Surface plasmon resonance: Theoretical evolutionary design optimization for a model analyte sensitive absorbing-layer system

Surface plasmon resonance (SPR) has been widely used in a Kretschmann configuration to study optical thickness changes of layers on a Au surface in response to an analyte. The method has been popularized and optimized for protein layers, but has also been used in the same format for other layers without further optimization including those absorbing at the incident wavelength. In this paper, we examine whether SPR remains the "best" attenuated reflectivity format for absorbing overlayers. Experimental data from the SPR response of a copper phthalocyanine film to nitrogen dioxide are used as an input example for a design process using an evolutionary algorithm. The data showed a trend toward thinner gold layer systems (similar to25 nm gave an contrast-enhancement of 42.9% compared with similar to50-nm Au) or Au-free solutions including a layer with low refractive index. From the evolutionary design predictions, further modification could be tested based on available materials and "redundant layers" could be eliminated from the final selection.
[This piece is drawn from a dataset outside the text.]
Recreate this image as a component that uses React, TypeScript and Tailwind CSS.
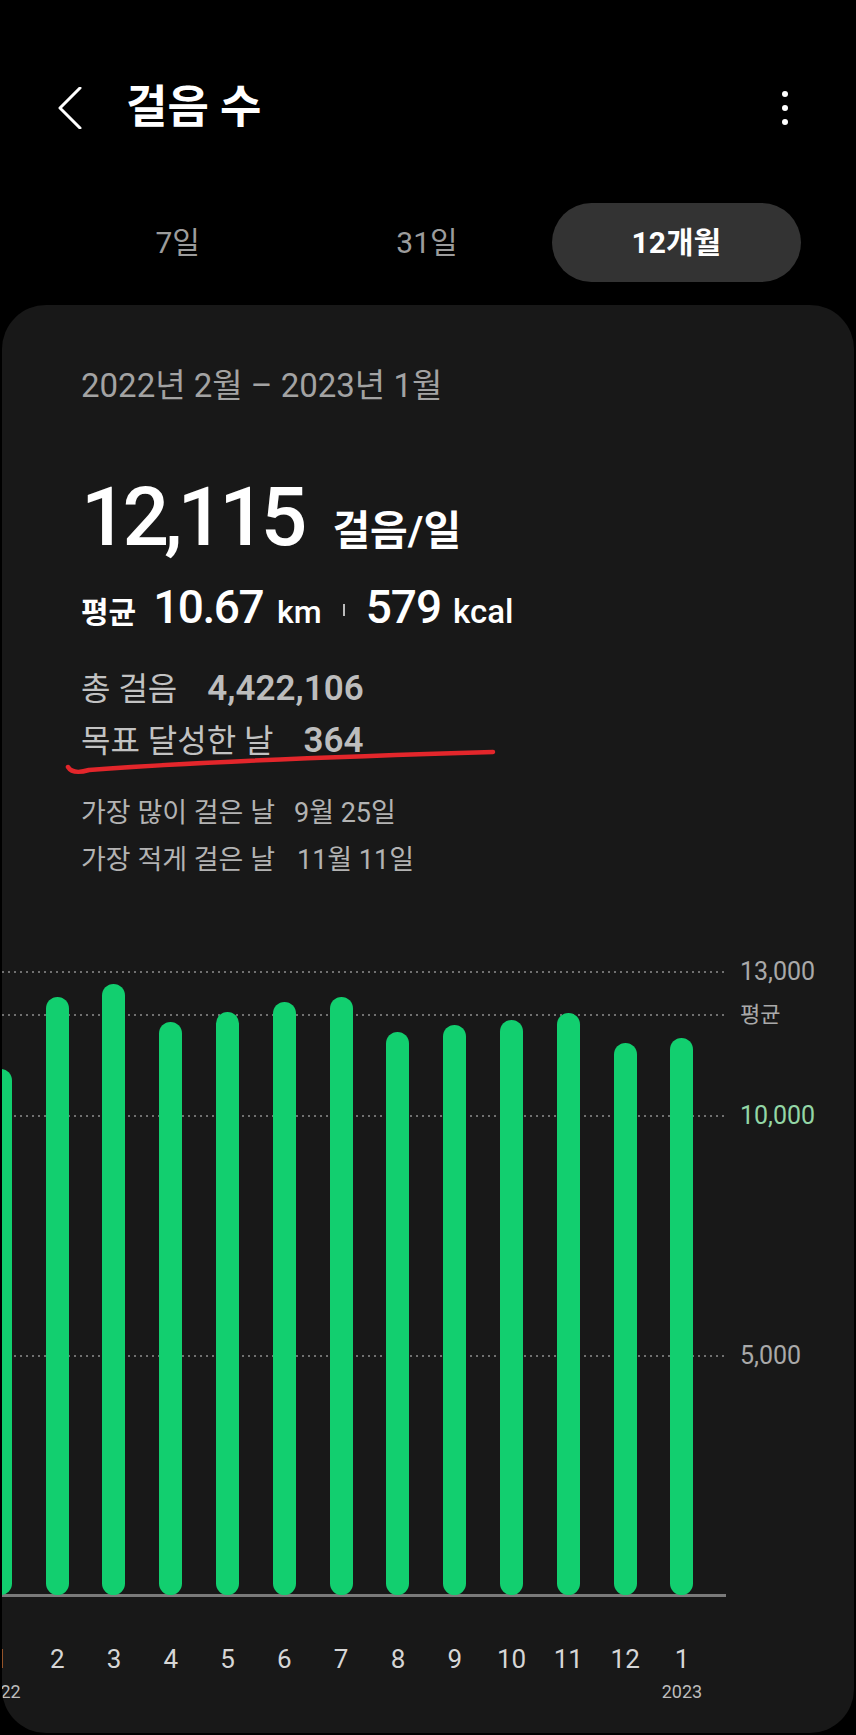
import React from 'react'

const SCALE = 0.0479
const PLOT_H = 655

const months = [
  { label: '1', steps: 10975, year: '2022' },
  { label: '2', steps: 12490 },
  { label: '3', steps: 12760 },
  { label: '4', steps: 11970 },
  { label: '5', steps: 12180 },
  { label: '6', steps: 12385 },
  { label: '7', steps: 12490 },
  { label: '8', steps: 11760 },
  { label: '9', steps: 11910 },
  { label: '10', steps: 12010 },
  { label: '11', steps: 12160 },
  { label: '12', steps: 11515 },
  { label: '1', steps: 11620, year: '2023' },
]

const gridLines = [13000, 12115, 10000, 5000]

const axisLabels = [
  { value: 13000, text: '13,000', className: 'text-[25px] text-[#a9a9a9]' },
  { value: 12115, text: '평균', className: 'text-[22px] text-[#a9a9a9]' },
  { value: 10000, text: '10,000', className: 'text-[25px] text-[#93d6a6]' },
  { value: 5000, text: '5,000', className: 'text-[25px] text-[#a9a9a9]' },
]

const yPos = (v: number) => PLOT_H - v * SCALE

function StepsChart() {
  return (
    <div className="mt-[56px] flex -ml-[30px]">
      <div className="w-[754px] shrink-0">
        <div className="relative h-[655px] flex items-end">
          {gridLines.map(v => (
            <div
              key={v}
              className="absolute left-0 right-0 h-[2px] bg-[repeating-linear-gradient(90deg,#707070_0_2px,transparent_2px_6px)]"
              style={{ top: yPos(v) - 1 }}
            />
          ))}
          <div className="absolute left-0 right-0 -bottom-[2px] h-[3px] bg-[#7a7a7a]" />
          {months.map((m, i) => (
            <div key={i} className="relative z-10 w-[56.8px] flex justify-center">
              <div
                className="w-[23px] rounded-full bg-[#12cf6f]"
                style={{ height: m.steps * SCALE }}
              />
            </div>
          ))}
        </div>
        <div className="mt-[49px] flex">
          {months.map((m, i) => (
            <div key={i} className="w-[56.8px] text-center text-[26px] leading-[30px] text-[#d6d6d6]">
              {m.label}
            </div>
          ))}
        </div>
        <div className="mt-[7px] flex text-[18px] leading-[22px] text-[#bdbdbd]">
          {months.map((m, i) => (
            <div key={i} className="w-[56.8px] text-center">
              {m.year}
            </div>
          ))}
        </div>
      </div>
      <div className="relative ml-[14px] h-[655px] w-[110px] shrink-0">
        {axisLabels.map(l => (
          <div
            key={l.text}
            className={`absolute left-0 leading-[30px] ${l.className}`}
            style={{ top: yPos(l.value) - 15 }}
          >
            {l.text}
          </div>
        ))}
      </div>
    </div>
  )
}

export default function App() {
  return (
    <div className="min-h-[1735px] bg-black pt-[68px] font-['Roboto','Noto_Sans_CJK_KR',sans-serif] text-white">
      {/* header */}
      <div className="flex h-[80px] items-center pl-[58px] pr-[68px]">
        <svg className="h-[42px] w-[24px]" viewBox="0 0 24 42" fill="none">
          <path d="M22 1 L2 21 L22 41" stroke="white" strokeWidth={3} strokeLinecap="round" strokeLinejoin="round" />
        </svg>
        <h1 className="ml-[44px] text-[45px] font-bold leading-[52px]">걸음 수</h1>
        <div className="ml-auto flex flex-col gap-[8px]">
          <span className="h-[6px] w-[6px] rounded-full bg-white" />
          <span className="h-[6px] w-[6px] rounded-full bg-white" />
          <span className="h-[6px] w-[6px] rounded-full bg-white" />
        </div>
      </div>

      {/* period tabs */}
      <div className="mt-[55px] ml-[53px] mr-[55px] grid h-[79px] grid-cols-3">
        <button className="text-[30px] text-[#9c9c9c]">7일</button>
        <button className="text-[30px] text-[#9c9c9c]">31일</button>
        <button className="rounded-full bg-[#333333] text-[30px] font-bold text-white">12개월</button>
      </div>

      {/* card */}
      <div className="relative mx-[2px] mt-[23px] h-[1428px] overflow-hidden rounded-[44px] bg-[#181818]">
        <div className="px-[79px] pt-[61px]">
          <p className="text-[33px] leading-[40px] text-[#a3a3a3]">2022년 2월 – 2023년 1월</p>

          <div className="mt-[71px] flex items-baseline">
            <span className="text-[82px] font-medium leading-[80px] tracking-[-5px]">12,115</span>
            <span className="ml-[30px] text-[41px] font-semibold leading-[50px]">걸음/일</span>
          </div>

          <div className="mt-[26px] flex items-baseline">
            <span className="text-[30px] font-bold leading-[48px]">평균</span>
            <span className="ml-[17px] text-[46px] font-medium leading-[48px] tracking-[-1.5px]">10.67</span>
            <span className="ml-[14px] text-[32px] font-medium leading-[48px]">km</span>
            <span className="mx-[21px] inline-block h-[12px] w-[2px] self-center bg-[#bbbbbb]" />
            <span className="text-[46px] font-medium leading-[48px] tracking-[-1px]">579</span>
            <span className="ml-[12px] text-[33px] font-medium leading-[48px]">kcal</span>
          </div>

          <div className="mt-[26px] flex items-baseline leading-[52px]">
            <span className="text-[32px] text-[#c2c2c2]">총 걸음</span>
            <span className="ml-[30px] text-[35px] font-semibold text-[#bdbdbd]">4,422,106</span>
          </div>
          <div className="flex items-baseline leading-[52px]">
            <span className="text-[32px] text-[#c2c2c2]">목표 달성한 날</span>
            <span className="ml-[30px] text-[35px] font-semibold text-[#bdbdbd]">364</span>
          </div>

          <div className="mt-[23px] flex items-baseline text-[27px] leading-[47px] text-[#b3b3b3]">
            <span>가장 많이 걸은 날</span>
            <span className="ml-[19px]">9월 25일</span>
          </div>
          <div className="flex items-baseline text-[27px] leading-[47px] text-[#b3b3b3]">
            <span>가장 적게 걸은 날</span>
            <span className="ml-[22px]">11월 11일</span>
          </div>
        </div>

        {/* hand-drawn red underline over the goal row */}
        <svg className="absolute left-[60px] top-[440px] h-[35px] w-[440px]" viewBox="0 0 440 35" fill="none">
          <path
            d="M6 22 C 9 27, 17 28, 27 25 C 120 18, 260 12, 431 7"
            stroke="#e3262b"
            strokeWidth={4.5}
            strokeLinecap="round"
          />
        </svg>

        <StepsChart />
      </div>
    </div>
  )
}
By inclusion of the external optics, a design could be selected to accommodate poor precision (+/-0.5degrees) in the incident angle and a possible multilayer solution was shown using Teflon AF 1600, with refractive index similar to1.3. The predicted NO2 response showed an improvement compared with the classical SPR configuration, and the incident angle chosen by the SGA for the interrogation of these layers was close to a stationary point in the absolute response curve, thus offering very good tolerance to automatic position referencing to the reflectivity minimum.